=== Exercise task ===
Beginning with the line that contains "Give me the", retype the entries below exactly, ending with the line that contains "const links = ['Inicio', 'Acerca". Leave out any pictures.

>> begin

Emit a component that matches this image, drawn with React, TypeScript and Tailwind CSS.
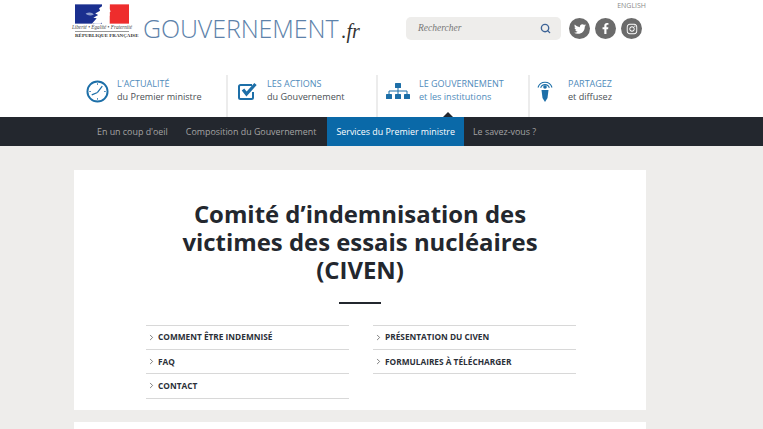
import { ChevronRight, Search } from 'lucide-react';
import { FaFacebookF, FaInstagram, FaTwitter } from 'react-icons/fa';
import type { ReactNode } from 'react';

const sans = "font-['Open_Sans',sans-serif]";

function ClockIcon() {
    return (
        <svg width="23" height="23" viewBox="0 0 24 24" fill="none" stroke="#1d6fa8">
            <circle cx="12" cy="12" r="10.5" strokeWidth="2" />
            <path d="M12 13 L17 6.500 M12 13 L6 15.500" strokeWidth="1.300" />
            <path d="M12 3.500v1.500M12 19v1.500M3.500 12h1.500M19 12h1.500" strokeWidth="1" />
        </svg>
    );
}

function CheckIcon() {
    return (
        <svg width="19" height="18" viewBox="0 0 19 18" fill="none">
            <path d="M15 10v5.500a1.500 1.500 0 0 1-1.500 1.500H2.500A1.500 1.500 0 0 1 1 15.500V4.500A1.500 1.500 0 0 1 2.500 3H14" stroke="#1d6fa8" strokeWidth="2" />
            <path d="M5 7.500 8.500 12 17.500 2" stroke="#1d6fa8" strokeWidth="3.200" />
        </svg>
    );
}

function TreeIcon() {
    return (
        <svg width="24" height="16" viewBox="0 0 24 16" fill="#1d6fa8">
            <rect x="9" y="0" width="6" height="5" rx="0.500" />
            <rect x="0" y="11" width="6" height="5" rx="0.500" />
            <rect x="9" y="11" width="6" height="5" rx="0.500" />
            <rect x="18" y="11" width="6" height="5" rx="0.500" />
            <path d="M12 5v6M3 11V8H21V11" fill="none" stroke="#1d6fa8" />
        </svg>
    );
}

function ShareIcon() {
    return (
        <svg width="16" height="22" viewBox="0 0 16 22" fill="none" stroke="#1d6fa8">
            <path d="M1 7.500a7.300 7.300 0 0 1 14 0" strokeWidth="1.100" />
            <path d="M3.700 7.800a4.500 4.500 0 0 1 8.600 0" strokeWidth="1.100" />
            <circle cx="8" cy="7" r="1.800" fill="#1d6fa8" stroke="none" />
            <path d="M4.500 10h7L10.500 18 8 22 5.500 18Z" fill="#1d6fa8" stroke="none" />
        </svg>
    );
}

function Logo() {
    return (
        <div className="flex w-[56px] flex-col items-center">
            <svg width="54" height="20" viewBox="0 0 56 20">
                <rect width="56" height="20" fill="#fff" />
                <rect width="28" height="20" fill="#1a2f8f" />
                <rect x="36" width="20" height="20" fill="#ee2d2d" />
                <path d="M28 0h8l-.5 4 1.500 3.500-1.500 1 .5 3-3.500 1.500-1 3-5 4h-9l5-5.500-3.500-.5 5-3-3-1.500 5-3-1-2.500 3-2Z" fill="#fff" />
                <path d="M11 9.500c4-2 7-1 8.500 1-3 1.500-6 1.500-8.500-1Z" fill="#8d9ccc" />
            </svg>
            <div className="mt-[1px] text-[5.200px] leading-[5px] whitespace-nowrap font-['Liberation_Serif',serif] italic text-[#444]">
                Liberté • Égalité • Fraternité
            </div>
            <div className="mt-[1px] w-[54px] border-t border-[#999] pt-[1px] text-center text-[5px] leading-[6px] whitespace-nowrap font-['Liberation_Serif',serif] font-bold text-[#333]">
                RÉPUBLIQUE FRANÇAISE
            </div>
        </div>
    );
}

function NavItem({ icon, top, bottom, width, iconBox, active, bottomBlue }: { icon: ReactNode; top: string; bottom: string; width: string; iconBox: string; active?: boolean; bottomBlue?: boolean }) {
    return (
        <div className={'relative flex h-[42px] items-start ' + width}>
            <div className={'flex h-[32px] shrink-0 items-center justify-end ' + iconBox}>{icon}</div>
            <div className="text-[9.100px] leading-[12.500px]">
                <div className="pt-[3px] text-[9px] text-[#4f8bbb]">{top}</div>
                <div className={bottomBlue ? 'text-[#4f8bbb]' : 'text-[#4a4f55]'}>{bottom}</div>
            </div>
            {active && (
                <div className="absolute bottom-0 left-[65px] h-0 w-0 border-x-[5px] border-b-[5px] border-x-transparent border-b-[#23272e]" />
            )}
        </div>
    );
}

function LinkRow({ label }: { label: string }) {
    return (
        <div className="flex h-[24.200px] items-center border-b border-[#d8d8d8] pl-[1px]">
            <ChevronRight className="mr-[2px] h-[9px] w-[9px] text-[#555]" strokeWidth={2} />
            <span className="text-[8.300px] font-bold text-[#2b3038]">{label}</span>
        </div>
    );
}

export default function App() {
    return (
        <div className={'h-[429px] overflow-hidden bg-[#eeedeb] ' + sans}>
            <header className="h-[117px] bg-white">
                <div className="ml-[74px] w-[572px]">
                    <div className="flex h-[75px] items-start">
                        <div className="pt-[4px]">
                            <Logo />
                        </div>
                        <div className="ml-[13px] flex w-[263px] items-baseline pt-[10px]">
                            <span className="text-[25px] leading-[36px] font-light tracking-[-0.1px] text-[#5d82aa]">GOUVERNEMENT</span>
                            <span className="ml-[3px] font-['Liberation_Serif',serif] text-[20px] italic text-[#333]">.fr</span>
                        </div>
                        <div className="flex-1">
                            <div className="pt-[2px] text-right text-[7px] leading-[8px] text-[#8a8a8a]">ENGLISH</div>
                            <div className="mt-[7px] flex items-center">
                                <div className="flex h-[23px] w-[155px] items-center justify-between rounded-[5px] bg-[#eeedeb] pr-[10px] pl-[12px]">
                                    <span className="font-['Liberation_Serif',serif] text-[9.500px] italic text-[#777]">Rechercher</span>
                                    <Search className="h-[11px] w-[11px] text-[#3d6396]" strokeWidth={3} />
                                </div>
                                <div className="ml-[8px] flex gap-[5px]">
                                    <div className="flex h-[21px] w-[21px] items-center justify-center rounded-full bg-[#6b6b6b] text-white">
                                        <FaTwitter size={12} />
                                    </div>
                                    <div className="flex h-[21px] w-[21px] items-center justify-center rounded-full bg-[#6b6b6b] text-white">
                                        <FaFacebookF size={11} />
                                    </div>
                                    <div className="flex h-[21px] w-[21px] items-center justify-center rounded-full bg-[#6b6b6b] text-white">
                                        <FaInstagram size={12} />
                                    </div>
                                </div>
                            </div>
                        </div>
                    </div>
                    <div className="flex">
                        <NavItem icon={<ClockIcon />} iconBox="w-[43px] pr-[8px]" top="L'ACTUALITÉ" bottom="du Premier ministre" width="w-[154px] border-r-2 border-[#ececec]" />
                        <NavItem icon={<CheckIcon />} iconBox="w-[39px] pr-[10px]" top="LES ACTIONS" bottom="du Gouvernement" width="w-[150px] border-r-2 border-[#ececec]" />
                        <NavItem icon={<TreeIcon />} iconBox="w-[41px] pr-[9px]" top="LE GOUVERNEMENT" bottom="et les institutions" width="w-[152px] border-r-2 border-[#ececec]" active bottomBlue />
                        <NavItem icon={<ShareIcon />} iconBox="w-[38px] pr-[15px]" top="PARTAGEZ" bottom="et diffusez" width="w-[116px]" />
                    </div>
                </div>
            </header>
            <nav className="h-[29px] bg-[#23272e]">
                <div className="ml-[74px] flex h-full w-[572px] items-center pl-[14px] text-[8.900px] text-[#a3a3a3]">
                    <span className="px-[9px]">En un coup d'oeil</span>
                    <span className="mr-[2px] px-[9px]">Composition du Gouvernement</span>
                    <span className="flex h-full items-center bg-[#0a69a8] px-[9px] text-white">Services du Premier ministre</span>
                    <span className="px-[9px]">Le savez-vous ?</span>
                </div>
            </nav>
            <main className="ml-[74px] w-[572px] pt-[24px]">
                <section className="h-[240px] bg-white pt-[30px]">
                    <h1 className="text-center text-[23.900px] leading-[28px] font-bold text-[#23272e]">
                        Comité d’indemnisation des
                        <br />
                        victimes des essais nucléaires
                        <br />
                        (CIVEN)
                    </h1>
                    <div className="mx-auto mt-[18px] h-[2px] w-[42px] bg-[#23272e]" />
                    <div className="mt-[21px] flex gap-[24px] pl-[72px]">
                        <div className="w-[203px] border-t border-[#d8d8d8]">
                            <LinkRow label="COMMENT ÊTRE INDEMNISÉ" />
                            <LinkRow label="FAQ" />
                            <LinkRow label="CONTACT" />
                        </div>
                        <div className="w-[203px] self-start border-t border-[#d8d8d8]">
                            <LinkRow label="PRÉSENTATION DU CIVEN" />
                            <LinkRow label="FORMULAIRES À TÉLÉCHARGER" />
                        </div>
                    </div>
                </section>
                <section className="mt-[12px] h-[40px] bg-white" />
            </main>
        </div>
    );
}
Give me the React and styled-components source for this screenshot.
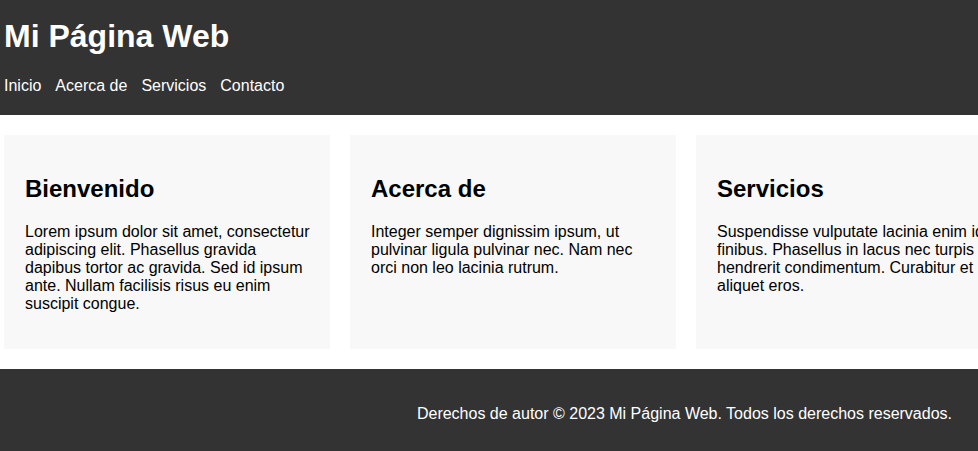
import React from 'react';
import styled, { createGlobalStyle } from 'styled-components';

const cards = [
  {
    title: 'Bienvenido',
    text: 'Lorem ipsum dolor sit amet, consectetur adipiscing elit. Phasellus gravida dapibus tortor ac gravida. Sed id ipsum ante. Nullam facilisis risus eu enim suscipit congue.',
  },
  {
    title: 'Acerca de',
    text: 'Integer semper dignissim ipsum, ut pulvinar ligula pulvinar nec. Nam nec orci non leo lacinia rutrum.',
  },
  {
    title: 'Servicios',
    text: 'Suspendisse vulputate lacinia enim id finibus. Phasellus in lacus nec turpis hendrerit condimentum. Curabitur et aliquet eros.',
  },
];

const links = ['Inicio', 'Acerca de', 'Servicios', 'Contacto'];

const App = () => {
  return (
    <>
      <GlobalStyle />
      <Header>
        <Title>Mi Página Web</Title>
        <Nav>
          {links.map((link) => (
            <NavLink key={link} href="#">{link}</NavLink>
          ))}
        </Nav>
      </Header>
      <Main>
        {cards.map((card) => (
          <Card key={card.title}>
            <CardTitle>{card.title}</CardTitle>
            <CardText>{card.text}</CardText>
          </Card>
        ))}
      </Main>
      <Footer>
        <FooterText>Derechos de autor © 2023 Mi Página Web. Todos los derechos reservados.</FooterText>
      </Footer>
    </>
  );
};

export default App;

const GlobalStyle = createGlobalStyle`
  body {
    margin: 0;
    font-family: "Liberation Sans", Arial, sans-serif;
    background: #fff;
    color: #000;
    overflow: hidden;
  }
`;

const Header = styled.header`
  background-color: #333;
  color: #fff;
  padding: 18px 4px 20px;
`;

const Title = styled.h1`
  font-size: 32px;
  font-weight: bold;
  margin: 0 0 22px;
`;

const Nav = styled.nav`
  display: flex;
  gap: 14px;
  font-size: 16px;
`;

const NavLink = styled.a`
  color: #fff;
  text-decoration: none;
`;

const Main = styled.main`
  display: flex;
  gap: 20px;
  padding: 20px 4px;
  overflow: hidden;
`;

const Card = styled.section`
  flex: 0 0 326px;
  box-sizing: border-box;
  background-color: #f8f8f8;
  padding: 20px 18px 20px 21px;
`;

const CardTitle = styled.h2`
  font-size: 24px;
  font-weight: bold;
  margin: 20px 0;
`;

const CardText = styled.p`
  font-size: 16px;
  margin: 16px 0;
`;

const Footer = styled.footer`
  background-color: #333;
  color: #fff;
  padding: 20px 26px 28px;
  text-align: right;
`;

const FooterText = styled.p`
  font-size: 16px;
  margin: 16px 0;
`;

>> end

=== Result of this exercise ===
Give me the React and styled-components source for this screenshot.
import React from 'react';
import styled, { createGlobalStyle } from 'styled-components';

const cards = [
  {
    title: 'Bienvenido',
    text: 'Lorem ipsum dolor sit amet, consectetur adipiscing elit. Phasellus gravida dapibus tortor ac gravida. Sed id ipsum ante. Nullam facilisis risus eu enim suscipit congue.',
  },
  {
    title: 'Acerca de',
    text: 'Integer semper dignissim ipsum, ut pulvinar ligula pulvinar nec. Nam nec orci non leo lacinia rutrum.',
  },
  {
    title: 'Servicios',
    text: 'Suspendisse vulputate lacinia enim id finibus. Phasellus in lacus nec turpis hendrerit condimentum. Curabitur et aliquet eros.',
  },
];

const links = ['Inicio', 'Acerca de', 'Servicios', 'Contacto'];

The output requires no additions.